What to produce
Across the material below, how many lines contain the word "this"? Give only the number.

The data
════════════════════

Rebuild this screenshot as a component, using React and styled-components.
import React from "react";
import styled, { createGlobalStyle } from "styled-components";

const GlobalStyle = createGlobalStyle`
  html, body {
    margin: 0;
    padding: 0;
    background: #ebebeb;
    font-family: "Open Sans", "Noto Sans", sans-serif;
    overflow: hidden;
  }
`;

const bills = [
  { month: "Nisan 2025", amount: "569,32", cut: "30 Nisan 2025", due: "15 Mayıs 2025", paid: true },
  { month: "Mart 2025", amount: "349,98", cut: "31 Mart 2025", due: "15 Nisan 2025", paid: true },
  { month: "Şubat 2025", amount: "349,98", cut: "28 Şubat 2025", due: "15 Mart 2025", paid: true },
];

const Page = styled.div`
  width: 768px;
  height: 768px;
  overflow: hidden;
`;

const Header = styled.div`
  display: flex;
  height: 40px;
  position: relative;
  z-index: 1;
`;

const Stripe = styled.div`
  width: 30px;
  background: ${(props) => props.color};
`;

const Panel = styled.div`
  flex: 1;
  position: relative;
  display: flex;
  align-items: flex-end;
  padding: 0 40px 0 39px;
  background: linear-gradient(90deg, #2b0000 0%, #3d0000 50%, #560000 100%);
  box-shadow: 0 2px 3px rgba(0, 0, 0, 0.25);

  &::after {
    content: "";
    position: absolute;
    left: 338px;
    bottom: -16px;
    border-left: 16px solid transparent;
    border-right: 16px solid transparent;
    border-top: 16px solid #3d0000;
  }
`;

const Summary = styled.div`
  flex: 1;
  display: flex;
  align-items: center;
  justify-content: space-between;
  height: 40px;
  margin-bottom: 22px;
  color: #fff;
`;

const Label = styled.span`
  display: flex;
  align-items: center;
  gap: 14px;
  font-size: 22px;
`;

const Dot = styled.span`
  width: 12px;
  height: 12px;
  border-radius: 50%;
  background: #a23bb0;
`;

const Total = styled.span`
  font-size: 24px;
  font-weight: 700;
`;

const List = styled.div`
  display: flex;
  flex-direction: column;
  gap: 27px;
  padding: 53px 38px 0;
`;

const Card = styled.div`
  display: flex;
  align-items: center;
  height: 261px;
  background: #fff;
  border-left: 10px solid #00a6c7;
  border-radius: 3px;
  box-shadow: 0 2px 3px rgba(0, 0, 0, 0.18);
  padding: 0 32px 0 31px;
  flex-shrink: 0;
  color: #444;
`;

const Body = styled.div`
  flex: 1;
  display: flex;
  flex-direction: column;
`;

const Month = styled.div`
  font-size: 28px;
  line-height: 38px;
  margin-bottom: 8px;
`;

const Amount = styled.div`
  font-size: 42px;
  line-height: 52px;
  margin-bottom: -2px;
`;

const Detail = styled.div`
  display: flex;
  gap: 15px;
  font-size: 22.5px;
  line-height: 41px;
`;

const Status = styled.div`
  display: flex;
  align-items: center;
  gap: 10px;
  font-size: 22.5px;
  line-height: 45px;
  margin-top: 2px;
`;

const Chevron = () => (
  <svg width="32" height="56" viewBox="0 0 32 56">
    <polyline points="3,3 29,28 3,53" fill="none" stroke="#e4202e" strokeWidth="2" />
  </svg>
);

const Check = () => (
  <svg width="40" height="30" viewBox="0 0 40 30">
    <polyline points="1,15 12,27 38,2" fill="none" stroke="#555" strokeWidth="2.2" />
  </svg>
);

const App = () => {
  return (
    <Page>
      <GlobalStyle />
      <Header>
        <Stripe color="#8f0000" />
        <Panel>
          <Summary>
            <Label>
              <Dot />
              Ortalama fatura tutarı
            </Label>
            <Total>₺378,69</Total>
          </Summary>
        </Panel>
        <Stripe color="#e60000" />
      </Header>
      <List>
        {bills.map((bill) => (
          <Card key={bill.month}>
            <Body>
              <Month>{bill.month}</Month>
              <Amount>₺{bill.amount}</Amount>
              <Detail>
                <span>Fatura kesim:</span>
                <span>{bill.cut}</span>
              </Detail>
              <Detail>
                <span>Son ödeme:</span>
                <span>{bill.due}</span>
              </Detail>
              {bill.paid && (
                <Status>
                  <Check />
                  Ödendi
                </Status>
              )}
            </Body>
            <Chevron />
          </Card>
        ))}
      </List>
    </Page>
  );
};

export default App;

════════════════════

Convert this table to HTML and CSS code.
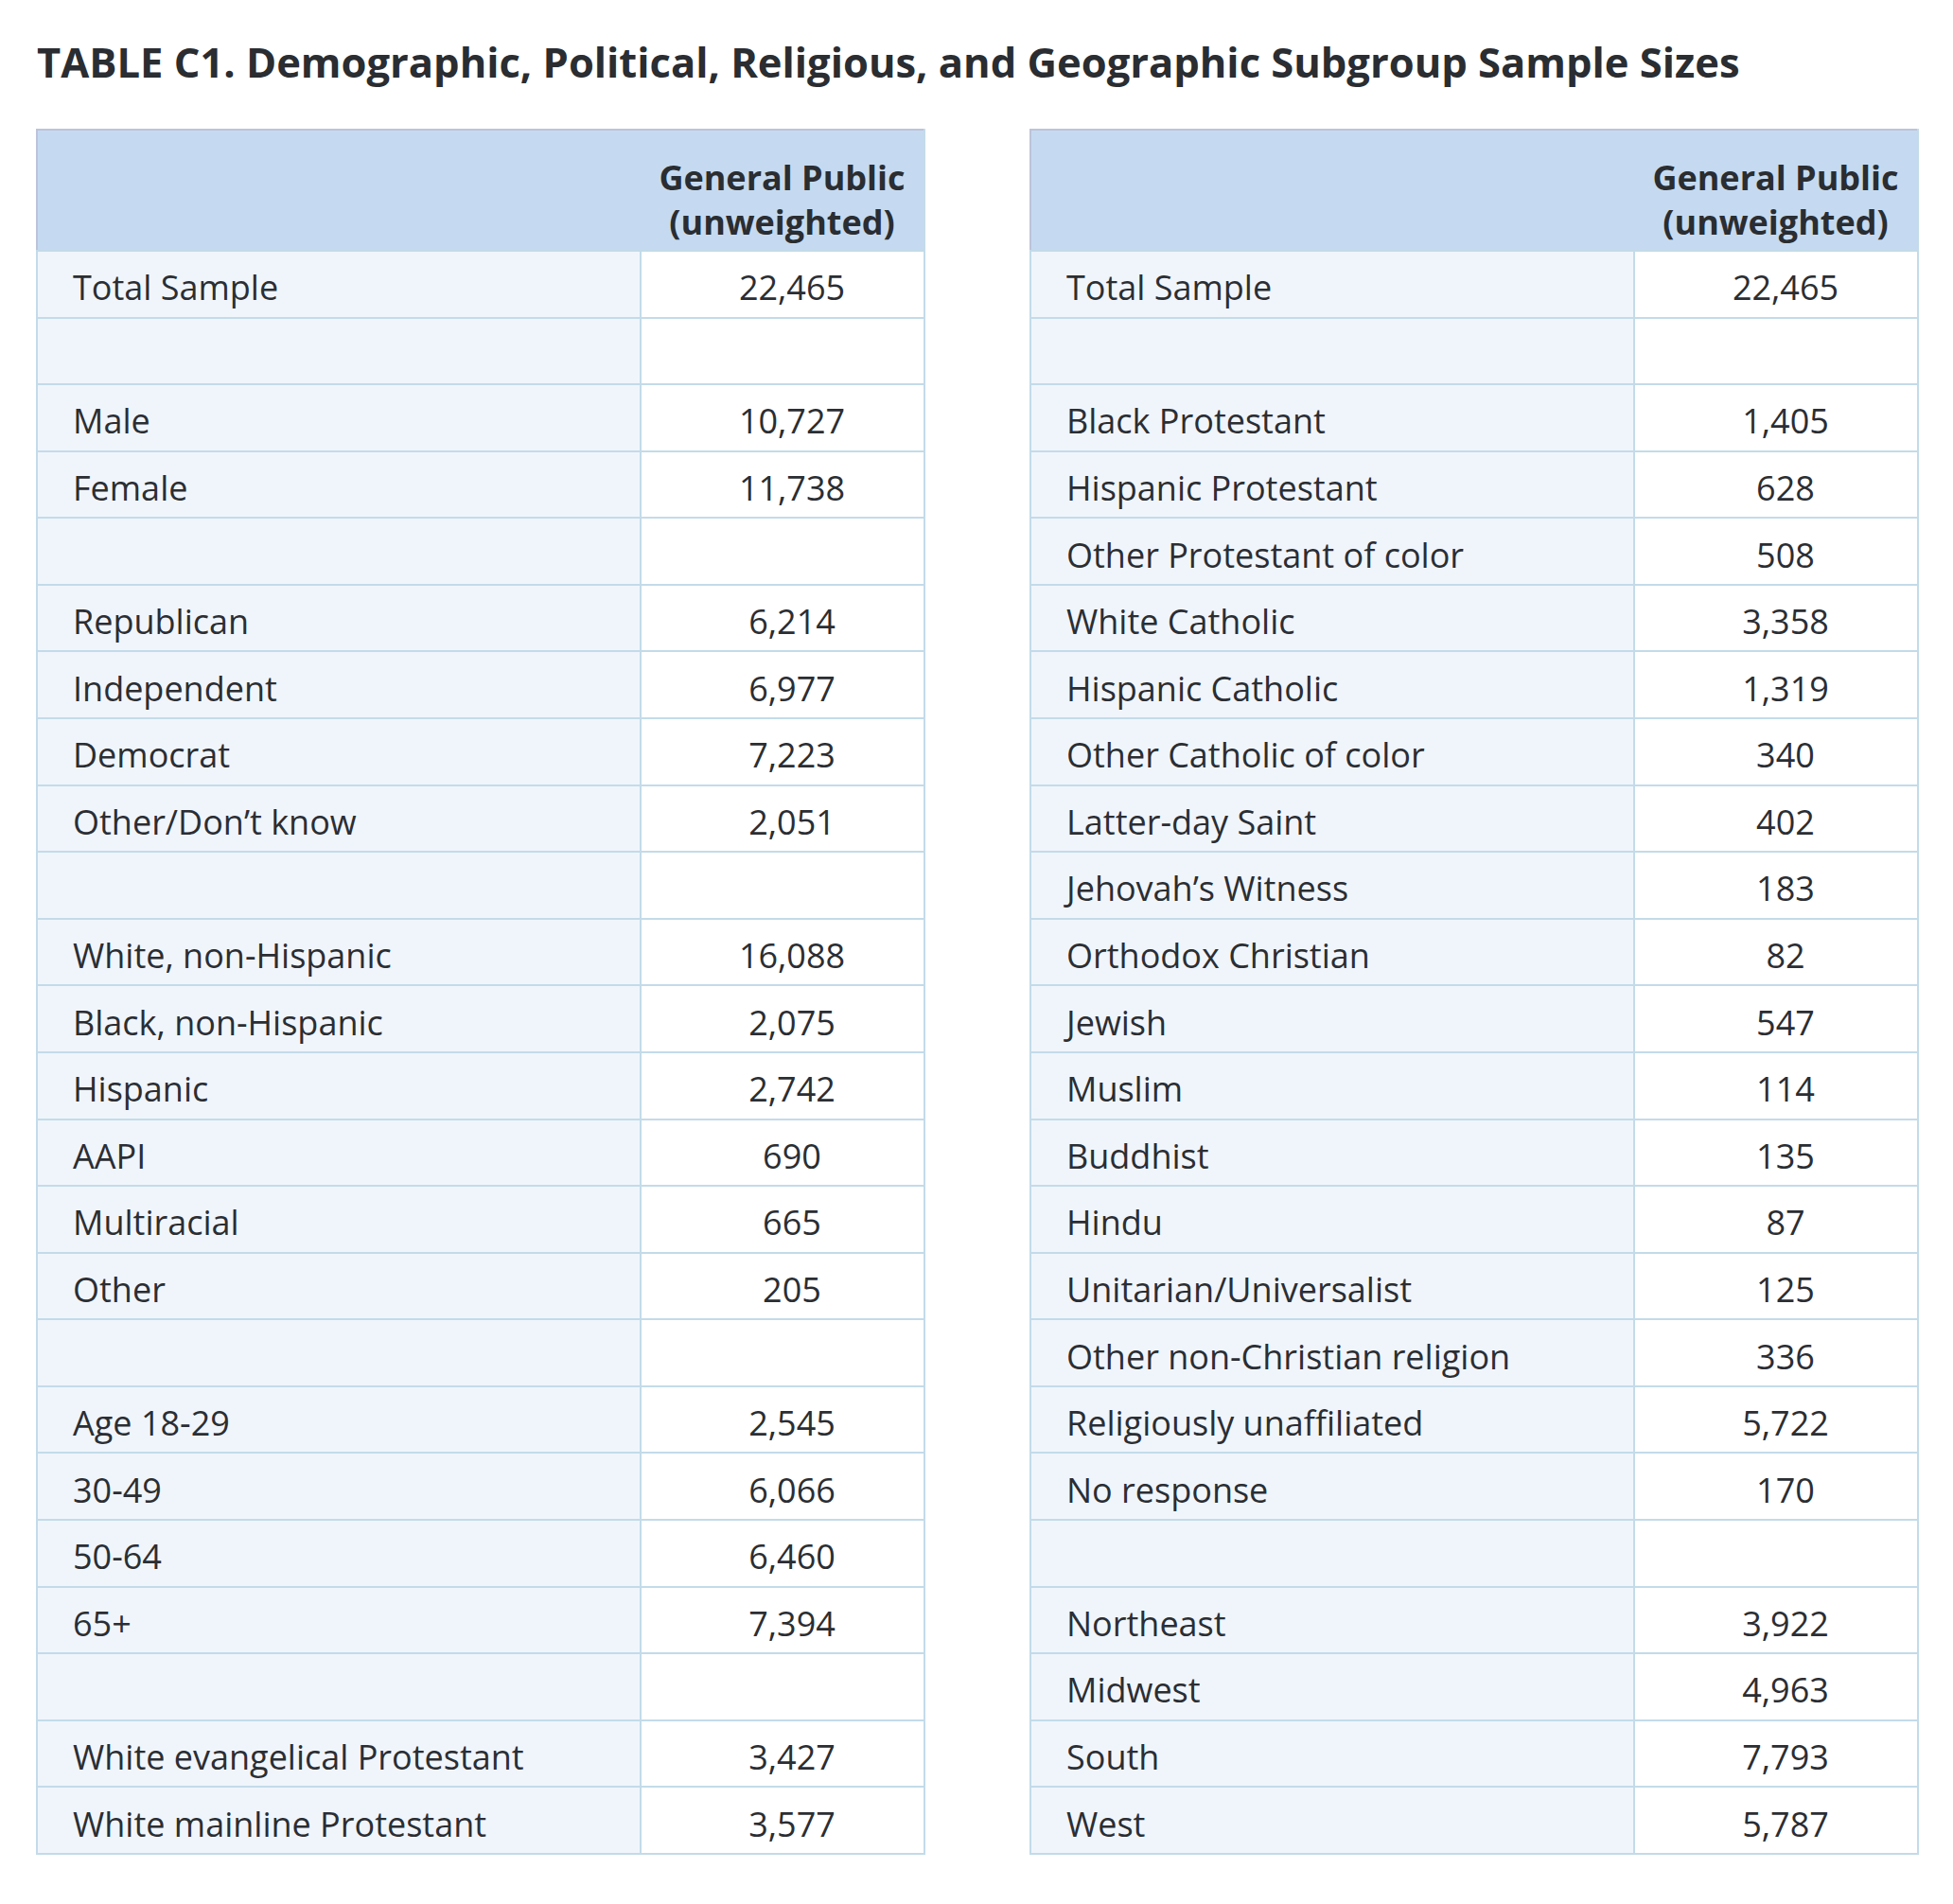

════════════════════

In response
2